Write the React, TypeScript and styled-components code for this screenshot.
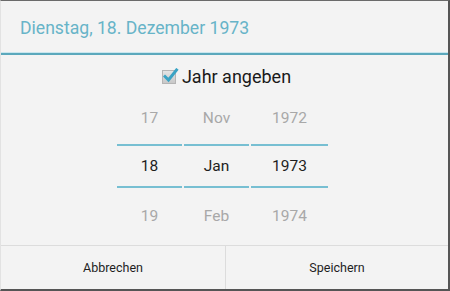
import React from "react";
import styled, { createGlobalStyle } from "styled-components";

const Global = createGlobalStyle`
  html, body { margin: 0; padding: 0; background: #f3f3f3; }
  body { font-family: Roboto, "Noto Sans", sans-serif; }
  * { box-sizing: border-box; }
`;

const Frame = styled.div`
  width: 450px;
  height: 291px;
  background: #f3f3f3;
  border-top: 1px solid #6a6a6a;
  border-right: 2px solid #555;
  border-bottom: 2px solid #555;
  border-left: 1px solid #e2e2e2;
  display: flex;
  flex-direction: column;
`;

const Header = styled.div`
  height: 54px;
  flex: 0 0 54px;
  display: flex;
  align-items: center;
  padding-left: 19px;
  padding-top: 2px;
  border-bottom: 2px solid #5ba8bc;
  box-shadow: inset 0 -1px 0 #c9e6ee;
`;

const Title = styled.div`
  font-size: 17.6px;
  color: #67b4c8;
`;

const CheckRow = styled.div`
  height: 40px;
  flex: 0 0 40px;
  display: flex;
  align-items: center;
  justify-content: center;
  gap: 6px;
  padding-top: 3px;
  padding-left: 4px;
`;

const Box = styled.span`
  position: relative;
  width: 14px;
  height: 14px;
  background: linear-gradient(#e4e4e4, #c8c8c8);
  border: 1px solid #b5b5b5;
  display: inline-block;
`;

const CheckLabel = styled.span`
  font-size: 18px;
  color: #1a1a1a;
`;

const Picker = styled.div`
  display: flex;
  justify-content: center;
  gap: 2px;
  padding-right: 4px;
  flex: 1;
`;

const Column = styled.div<{ $w: number }>`
  width: ${(p) => p.$w}px;
  display: flex;
  flex-direction: column;
`;

const Cell = styled.div<{ $h: number; $pb?: number }>`
  height: ${(p) => p.$h}px;
  padding-bottom: ${(p) => p.$pb ?? 0}px;
  display: flex;
  align-items: center;
  justify-content: center;
  font-size: 15.5px;
  color: #a8a8a8;
`;

const Selected = styled.div`
  height: 44px;
  border-top: 2px solid #77bfd2;
  border-bottom: 2px solid #77bfd2;
  display: flex;
  align-items: center;
  justify-content: center;
  font-size: 15.5px;
  color: #1e1e1e;
`;

const Buttons = styled.div`
  flex: 0 0 44px;
  display: flex;
  border-top: 1px solid #dcdcdc;
`;

const Button = styled.div<{ $divider?: boolean }>`
  flex: ${(p) => (p.$divider ? "0 0 225px" : "1")};
  display: flex;
  align-items: center;
  justify-content: center;
  font-size: 12.5px;
  color: #1e1e1e;
  border-right: ${(p) => (p.$divider ? "1px solid #dcdcdc" : "none")};
`;

const cols = [
  { w: 65, v: ["17", "18", "19"] },
  { w: 65, v: ["Nov", "Jan", "Feb"] },
  { w: 77, v: ["1972", "1973", "1974"] },
];

export default function App() {
  return (
    <>
      <Global />
      <Frame>
        <Header>
          <Title>Dienstag, 18. Dezember 1973</Title>
        </Header>
        <CheckRow>
          <Box>
            <svg
              width="16"
              height="15"
              viewBox="0 0 16 15"
              style={{ position: "absolute", left: 0, top: -3 }}
            >
              <path
                d="M2 8.5 L5.5 12 L13.5 2"
                fill="none"
                stroke="#3aa3c4"
                strokeWidth="3"
                strokeLinecap="square"
              />
            </svg>
          </Box>
          <CheckLabel>Jahr angeben</CheckLabel>
        </CheckRow>
        <Picker>
          {cols.map((c, i) => (
            <Column key={i} $w={c.w}>
              <Cell $h={49} $pb={4}>{c.v[0]}</Cell>
              <Selected>{c.v[1]}</Selected>
              <Cell $h={55}>{c.v[2]}</Cell>
            </Column>
          ))}
        </Picker>
        <Buttons>
          <Button $divider>Abbrechen</Button>
          <Button>Speichern</Button>
        </Buttons>
      </Frame>
    </>
  );
}
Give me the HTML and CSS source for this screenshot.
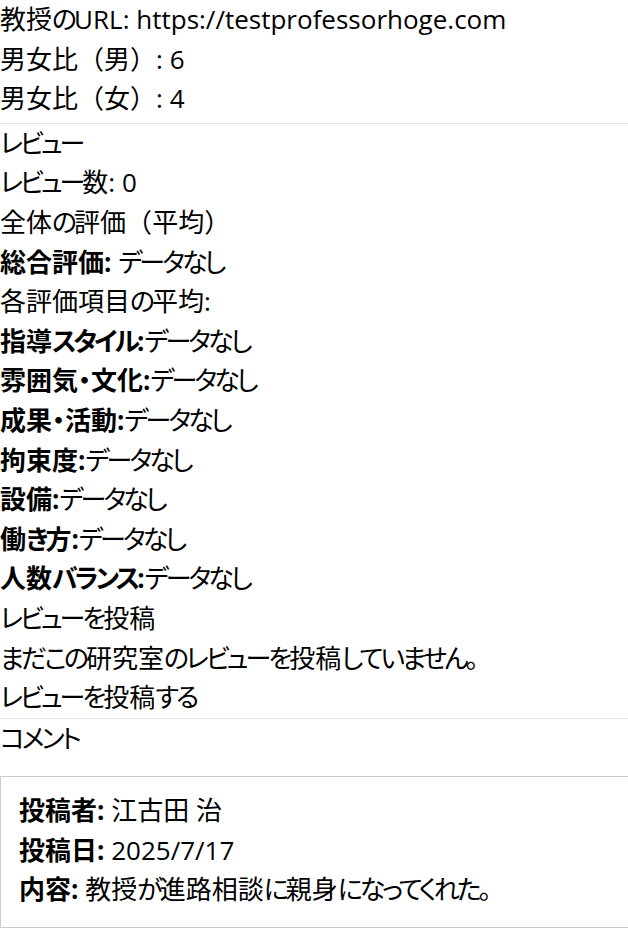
FILE: index.html
```html
<!DOCTYPE html>
<html lang="ja">
<head>
<meta charset="utf-8">
<link rel="stylesheet" href="styles.css">
</head>
<body>
<section class="sec first">
  <div class="row">教授<span class="k">の</span><span class="lat">URL: https://testprofessorhoge.com</span></div>
  <div class="row">男女比<span class="fw">（</span>男<span class="fw">）</span><span class="lat">: 6</span></div>
  <div class="row">男女比<span class="fw">（</span>女<span class="fw">）</span><span class="lat">: 4</span></div>
</section>
<section class="sec">
  <div class="row"><span class="k">レビュー</span></div>
  <div class="row"><span class="k">レビュー</span>数<span class="lat">: 0</span></div>
  <div class="row">全体<span class="k">の</span>評価<span class="fw">（</span>平均<span class="fw">）</span></div>
  <div class="row"><b>総合評価:</b> <span class="k">データなし</span></div>
  <div class="row">各評価項目<span class="k">の</span>平均:</div>
  <div class="row"><b>指導<span class="k">スタイル</span>:</b><span class="k">データなし</span></div>
  <div class="row"><b>雰囲気・文化:</b><span class="k">データなし</span></div>
  <div class="row"><b>成果・活動:</b><span class="k">データなし</span></div>
  <div class="row"><b>拘束度:</b><span class="k">データなし</span></div>
  <div class="row"><b>設備:</b><span class="k">データなし</span></div>
  <div class="row"><b>働<span class="k">き</span>方:</b><span class="k">データなし</span></div>
  <div class="row"><b>人数<span class="k">バランス</span>:</b><span class="k">データなし</span></div>
  <div class="row"><span class="k">レビューを</span>投稿</div>
  <div class="row"><span class="k">まだこの</span>研究室<span class="k">のレビューを</span>投稿<span class="k">していません。</span></div>
  <div class="row"><span class="k">レビューを</span>投稿<span class="k">する</span></div>
</section>
<section class="sec comments">
  <div class="row"><span class="k">コメント</span></div>
  <div class="comment">
    <div class="row"><b>投稿者:</b> 江古田 治</div>
    <div class="row"><b>投稿日:</b> <span class="lat">2025/7/17</span></div>
    <div class="row"><b>内容:</b> 教授<span class="k">が</span>進路相談<span class="k">に</span>親身<span class="k">になってくれた。</span></div>
  </div>
</section>
</body>
</html>
```
FILE: styles.css
```css
html { overflow-x: hidden; }
body {
  margin: 0;
  font-family: "Open Sans", "Noto Sans CJK JP", sans-serif;
  font-size: 26px;
  font-feature-settings: "palt";
  color: #000;
  background: #fff;
}
.sec { border-bottom: 1px solid #e6e6e6; }
.sec.first { padding-bottom: 4px; }
.sec.comments { border-bottom: none; }
.row { line-height: 39.6px; white-space: nowrap; }
b { font-weight: 700; }
.k { letter-spacing: -3px; }
.fw { font-feature-settings: normal; }
.lat { letter-spacing: 0; }
.comment {
  margin: 18px -1px 0 0;
  border: 1px solid #cccccc;
  padding: 14px 18px 17px;
}
```
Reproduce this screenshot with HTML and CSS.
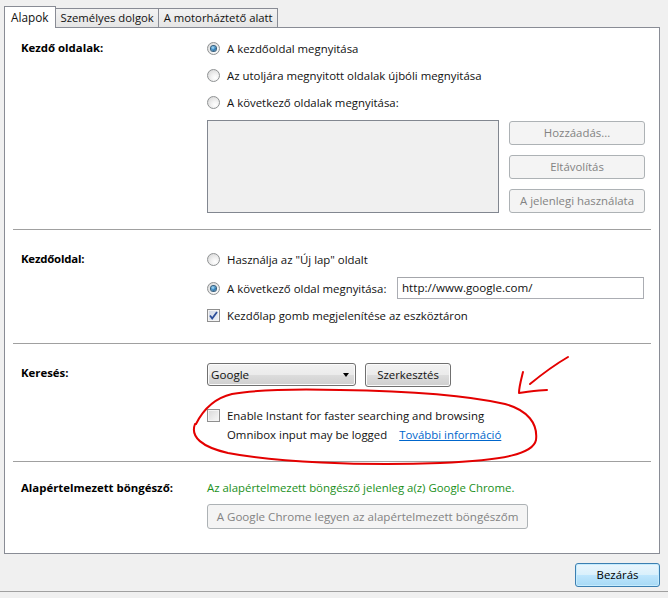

:::::

List the lines of the material in which the word "screenshot" occurs.

=== FINAL RESULT ===
Write the React, TypeScript and styled-components code for this screenshot.
Give me the HTML and CSS source for this screenshot.
Reproduce this screenshot with HTML and CSS.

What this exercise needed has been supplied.